Flume + Spark Streaming job fails with java.io.IOException


#1

Hi,

I get the following error when I run the spark job for the Flume+Spark Streaming integration tutorial.

The spark-submit command is as below:

spark-submit --master yarn
–conf spark.ui.port=12345
–jars “/usr/hdp/2.6.5.0-292/flume/lib/flume-ng-sdk-1.5.2.2.6.5.0-292.jar,/usr/hdp/2.5.0.0-1245/spark/lib/spark-streaming-flume-sink_2.10-1.6.2.jar,/usr/hdp/2.5.0.0-1245/spark/lib/spark-streaming-flume_2.10-1.6.2.jar”
src/main/python/StreamingFlumeDepartmentCount.py gw02.itversity.com 8123 /home/pintoalan/streamingflumedepartmentcount/cnt

Please advise asap.

Regards,
Ivan


#2

@pintoalan Run the flume-ng agent command before running spark-submit job.


#3

The Flume-ng agent was already running before I submitted the spark job. The only difference between the tutorial and my spark-submit command is in the version of the flume sdk jar which was being used.

Please advise.


#4

@pintoalan Can you share flume-ng command as well?


#5

flume-ng agent -n sdc -f sdc.conf --conf-dir /etc/flume/conf

flume configuration file is as below:

example.conf: A single-node Flume configuration

Name the components on this agent

sdc.sources = ws
sdc.sinks = hd spark
sdc.channels = hdmem sparkmem

Describe/configure the source

sdc.sources.ws.type = exec
sdc.sources.ws.command = tail -f /opt/gen_logs/logs/access.log

Describe the sink

sdc.sinks.hd.type = hdfs
sdc.sinks.hd.hdfs.path= hdfs://nn01.itversity.com:8020/user/pintoalan/flume_demo
sdc.sinks.hd.hdfs.filePrefix = StreamDeptCount
sdc.sinks.hd.hdfs.fileSuffix = .txt
sdc.sinks.hd.hdfs.rollInterval = 120
sdc.sinks.hd.hdfs.rollSize = 1048576
sdc.sinks.hd.hdfs.rollCount = 100
sdc.sinks.hd.hdfs.fileType = DataStream

agent.sinks.spark.type = org.apache.spark.streaming.flume.sink.SparkSink
agent.sinks.spark.hostname = gw02.itversity.com
agent.sinks.spark.port = 8123

Use a channel sdcich buffers events in memory

sdc.channels.hdmem.type = memory
sdc.channels.hdmem.capacity = 1000
sdc.channels.hdmem.transactionCapacity = 100

sdc.channels.sparkmem.type = memory
sdc.channels.sparkmem.capacity = 1000
sdc.channels.sparkmem.transactionCapacity = 100

Bind the source and sink to the channel

sdc.sources.ws.channels = hdmem sparkmem
sdc.sinks.hd.channel = hdmem
sdc.sinks.spark.channel = sparkmem


#6

You have given incorrect agent_name. Change it to sdc and try again.


#7

Thanks for pointing out the error in the agent config file.

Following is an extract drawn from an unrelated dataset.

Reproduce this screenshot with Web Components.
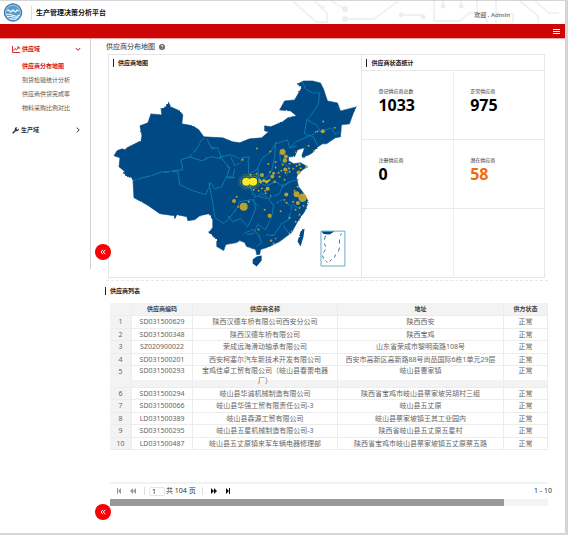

There are no errors raised when the spark job is initialized. However it seems data is not being consumed by the spark sink and the files written to the HDFS location are 0 byte files. I can see files with data on the hdfs sink written by the flume agent , however I suspect that no data is being consumed by the spark sink.

My spark application code is as follows:

from pyspark import SparkConf,SparkContext
from pyspark.streaming import StreamingContext
from pyspark.streaming.flume import FlumeUtils
import sys
from operator import add
hostname=sys.argv[1]
port=int(sys.argv[2])
conf=SparkConf().setAppName(“Streaming Department Count”).setMaster(“yarn-client”)
sc=SparkContext(conf=conf)
ssc=StreamingContext(sc,30)
agents=[(hostname,port)]
pollingStream=FlumeUtils.createPollingStream(ssc, agents)
messages=pollingStream.map(lambda msg: msg[1])
departmentMessages=messages.filter(lambda msg: msg.split(" “)[6].split(”/")[1] == “department”)
departmentNames=departmentMessages.map(lambda msg: (msg.split(" “)[6].split(”/")[2],1))
departmentCount=departmentNames.reduceByKey(add)
outputPrefix = sys.argv[3]
departmentCount.saveAsTextFiles(outputPrefix)
ssc.start()
ssc.awaitTermination()


#8

I have tested using your console it is working fine.


#9

Thanks for the support


closed #10